Navigating the world, I am most interested in the experiences and situations and images that I don’t have very good language for. I guess the vividness of any imagery in my writing is the best mode through which you can describe something unknown. That instinct comes from experimental poetry, in which you have high value placed on defamiliarization as a strategy: the moment one is jolted out of the day-to-day. A person’s face shifts, becomes horrific and unrecognizable. The poet then scrambles to come up with an image to wrap around this new face. Even if a passage is lush, every single word has to mean something. It has to point to something.

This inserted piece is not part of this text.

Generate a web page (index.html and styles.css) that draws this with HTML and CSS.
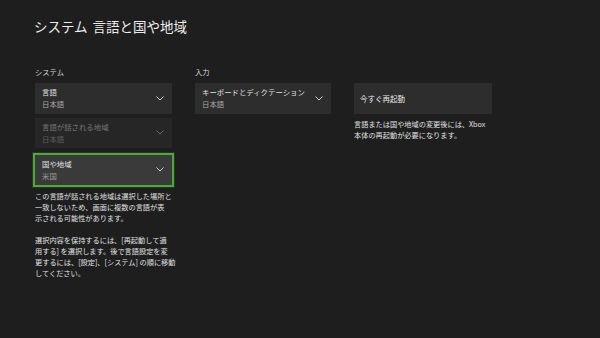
FILE: index.html
```html
<!DOCTYPE html>
<html lang="ja">
<head>
  <meta charset="UTF-8">
  <title>言語と国や地域</title>
  <link rel="stylesheet" href="styles.css">
</head>
<body>
  <h1 class="page-title">システム 言語と国や地域</h1>

  <div class="columns">
    <section class="column">
      <h2 class="section-title">システム</h2>

      <div class="picker">
        <div class="picker-text">
          <div class="picker-label">言語</div>
          <div class="picker-value">日本語</div>
        </div>
        <svg class="chevron" width="8" height="5" viewBox="0 0 8 5"><polyline points="0.5,0.5 4,4 7.5,0.5" /></svg>
      </div>

      <div class="picker disabled">
        <div class="picker-text">
          <div class="picker-label">言語が話される地域</div>
          <div class="picker-value">日本語</div>
        </div>
        <svg class="chevron" width="8" height="5" viewBox="0 0 8 5"><polyline points="0.5,0.5 4,4 7.5,0.5" /></svg>
      </div>

      <div class="picker focused">
        <div class="picker-text">
          <div class="picker-label">国や地域</div>
          <div class="picker-value">米国</div>
        </div>
        <svg class="chevron" width="8" height="5" viewBox="0 0 8 5"><polyline points="0.5,0.5 4,4 7.5,0.5" /></svg>
      </div>

      <p class="note">この言語が話される地域は選択した場所と<br>一致しないため、画面に複数の言語が表<br>示される可能性があります。</p>
      <p class="note">選択内容を保持するには、[再起動して適<br>用する] を選択します。後で言語設定を変<br>更するには、[設定]、[システム] の順に移動<br>してください。</p>
    </section>

    <section class="column">
      <h2 class="section-title">入力</h2>

      <div class="picker">
        <div class="picker-text">
          <div class="picker-label">キーボードとディクテーション</div>
          <div class="picker-value">日本語</div>
        </div>
        <svg class="chevron" width="8" height="5" viewBox="0 0 8 5"><polyline points="0.5,0.5 4,4 7.5,0.5" /></svg>
      </div>
    </section>

    <section class="column">
      <h2 class="section-title">&nbsp;</h2>

      <button class="action-button">今すぐ再起動</button>

      <p class="note">言語または国や地域の変更後には、Xbox<br>本体の再起動が必要になります。</p>
    </section>
  </div>
</body>
</html>
```

FILE: styles.css
```css
body {
  margin: 0;
  background-color: #1e1e1e;
  color: #e4e4e4;
  font-family: "Noto Sans CJK JP", "Noto Sans", sans-serif;
}
.page-title {
  font-size: 13.5px;
  font-weight: normal;
  margin: 0;
  padding: 16px 0 0 34px;
  line-height: 20px;
  word-spacing: 2px;
  color: #ececec;
}
.columns {
  display: grid;
  grid-template-columns: 137px 136px 138px;
  column-gap: 23px;
  padding: 31px 0 0 35px;
}
.section-title {
  font-size: 7.3px;
  font-weight: normal;
  margin: 0 0 6px 0;
  line-height: 10px;
  color: #d8d8d8;
}
.picker {
  display: flex;
  align-items: center;
  justify-content: space-between;
  height: 31px;
  box-sizing: border-box;
  padding: 3px 8px 4px 7px;
  margin-bottom: 4px;
  background-color: #2d2d2d;
}
.picker-label {
  font-size: 7.4px;
  line-height: 12px;
  color: #e2e2e2;
}
.picker-value {
  font-size: 7.4px;
  line-height: 12px;
  color: #a8a8a8;
}
.chevron {
  fill: none;
  stroke: #cfcfcf;
  stroke-width: 1;
}
.disabled {
  background-color: #262626;
  height: 30px;
}
.disabled .picker-label {
  color: #767676;
}
.disabled .picker-value {
  color: #606060;
}
.disabled .chevron {
  stroke: #666;
}
.focused {
  margin-top: 7px;
  height: 30px;
  background-color: #3a3a3a;
  outline: 2px solid #4caa3a;
  box-shadow: 0 0 0 3px #213a1c;
}
.focused .picker-value {
  color: #9a9a9a;
}
.note {
  font-size: 7.2px;
  line-height: 11px;
  margin: 0 0 11px 0;
  color: #e0e0e0;
  white-space: nowrap;
}
.focused + .note {
  margin-top: 6px;
}
.action-button {
  display: block;
  width: 100%;
  height: 31px;
  border: none;
  padding: 0 0 0 6px;
  text-align: left;
  font-family: inherit;
  font-size: 7.5px;
  color: #e8e8e8;
  background-color: #2d2d2d;
  margin-bottom: 5px;
}
```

MKB: I think about David Hammons“Concerto in Black and Blue”, it’s a big, dark room in which people are given flashlights to find something that’s not there. You have every element of a story there, articulated through a large, shared experience. Helping to describe the unknown.

NK: Through language, you can have this little bridge for a moment in which you meet around an idea. This is also a way to be less alone. Bridging this abyss between me, and you. You find love, community, friendship. Writing might just be more than a static artifact. It can and should live.

Nora Khan recommends:

  • The new album by Pan Daijing - Lack 惊蛰 (PAN 79) has me extremely shooketh.

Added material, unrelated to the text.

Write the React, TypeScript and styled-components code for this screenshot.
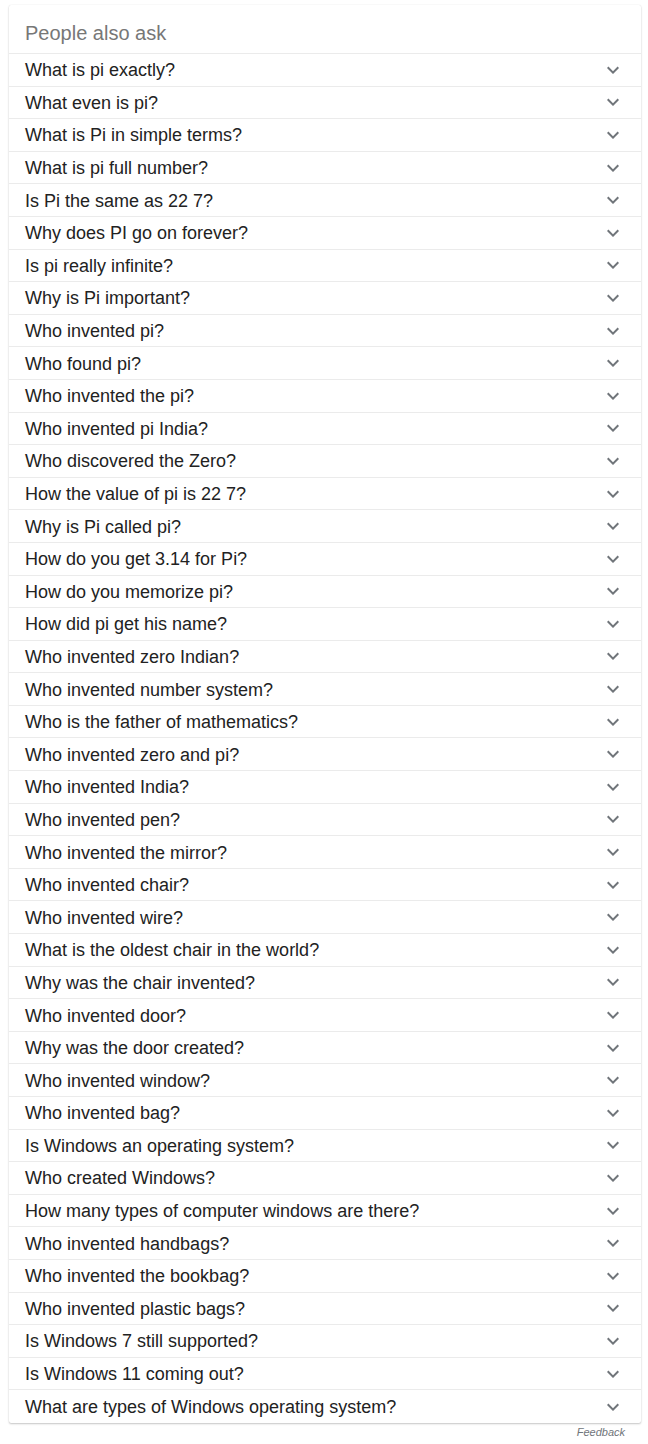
import React from 'react';
import styled, { createGlobalStyle } from 'styled-components';

const GlobalStyle = createGlobalStyle`
  html, body {
    margin: 0;
    padding: 0;
    background: #fff;
  }
  body {
    font-family: "Liberation Sans", Arial, sans-serif;
  }
`;

const Page = styled.div`
  padding: 5px 7px 0 9px;
`;

const Card = styled.div`
  background: #fff;
  border-radius: 2px;
  box-shadow: 0 1px 2px rgba(0, 0, 0, 0.22), 0 0 1px rgba(0, 0, 0, 0.12);
`;

const Header = styled.div`
  height: 49px;
  box-sizing: border-box;
  padding: 9px 16px 0;
  display: flex;
  align-items: center;
  font-size: 20px;
  color: #777;
  border-bottom: 1px solid #ebebeb;
`;

const Row = styled.div<{ $last?: boolean }>`
  height: 32.6px;
  box-sizing: border-box;
  display: flex;
  align-items: center;
  justify-content: space-between;
  padding: 2px 16px 0 16px;
  border-bottom: ${p => (p.$last ? 'none' : '1px solid #ebebeb')};
`;

const Question = styled.span`
  font-size: 18px;
  color: #222;
  white-space: nowrap;
`;

const Chevron = styled.svg`
  width: 24px;
  height: 24px;
  fill: #70757a;
  flex-shrink: 0;
  margin-top: -2px;
`;

const Footer = styled.div`
  display: flex;
  justify-content: flex-end;
  padding: 3px 16px 0 0;
`;

const FeedbackLink = styled.a`
  font-size: 11px;
  font-style: italic;
  color: #70757a;
  text-decoration: none;
`;

const questions = [
  'What is pi exactly?',
  'What even is pi?',
  'What is Pi in simple terms?',
  'What is pi full number?',
  'Is Pi the same as 22 7?',
  'Why does PI go on forever?',
  'Is pi really infinite?',
  'Why is Pi important?',
  'Who invented pi?',
  'Who found pi?',
  'Who invented the pi?',
  'Who invented pi India?',
  'Who discovered the Zero?',
  'How the value of pi is 22 7?',
  'Why is Pi called pi?',
  'How do you get 3.14 for Pi?',
  'How do you memorize pi?',
  'How did pi get his name?',
  'Who invented zero Indian?',
  'Who invented number system?',
  'Who is the father of mathematics?',
  'Who invented zero and pi?',
  'Who invented India?',
  'Who invented pen?',
  'Who invented the mirror?',
  'Who invented chair?',
  'Who invented wire?',
  'What is the oldest chair in the world?',
  'Why was the chair invented?',
  'Who invented door?',
  'Why was the door created?',
  'Who invented window?',
  'Who invented bag?',
  'Is Windows an operating system?',
  'Who created Windows?',
  'How many types of computer windows are there?',
  'Who invented handbags?',
  'Who invented the bookbag?',
  'Who invented plastic bags?',
  'Is Windows 7 still supported?',
  'Is Windows 11 coming out?',
  'What are types of Windows operating system?',
];

const ExpandIcon = () => (
  <Chevron viewBox="0 0 24 24">
    <path d="M7.41 8.59L12 13.17l4.59-4.58L18 10l-6 6-6-6 1.41-1.41z" />
  </Chevron>
);

export default function App() {
  return (
    <Page>
      <GlobalStyle />
      <Card>
        <Header>People also ask</Header>
        {questions.map((q, i) => (
          <Row key={i} $last={i === questions.length - 1}>
            <Question>{q}</Question>
            <ExpandIcon />
          </Row>
        ))}
      </Card>
      <Footer>
        <FeedbackLink href="#">Feedback</FeedbackLink>
      </Footer>
    </Page>
  );
}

  • Warren Ellis’s Newsletter, Orbital Operations, of which you can read a sample, along with his daily blog, Morning, Computer. Warren is a consummately interesting writer, crossing literary fiction, graphic novels, and science fiction. His newsletter gives insight into how to transform daily information overload into his alchemical and hyper-speed creative production process.

  • Lil’ Internet has a Twitter that is genius comedic commentary on online social mores, pop culture, simulations, and navigating cognitive dissonance.

  • Gems of Soundcloud trap from D.C. or Virginia Beach, beginning with WIFIGAWD and spiraling outward.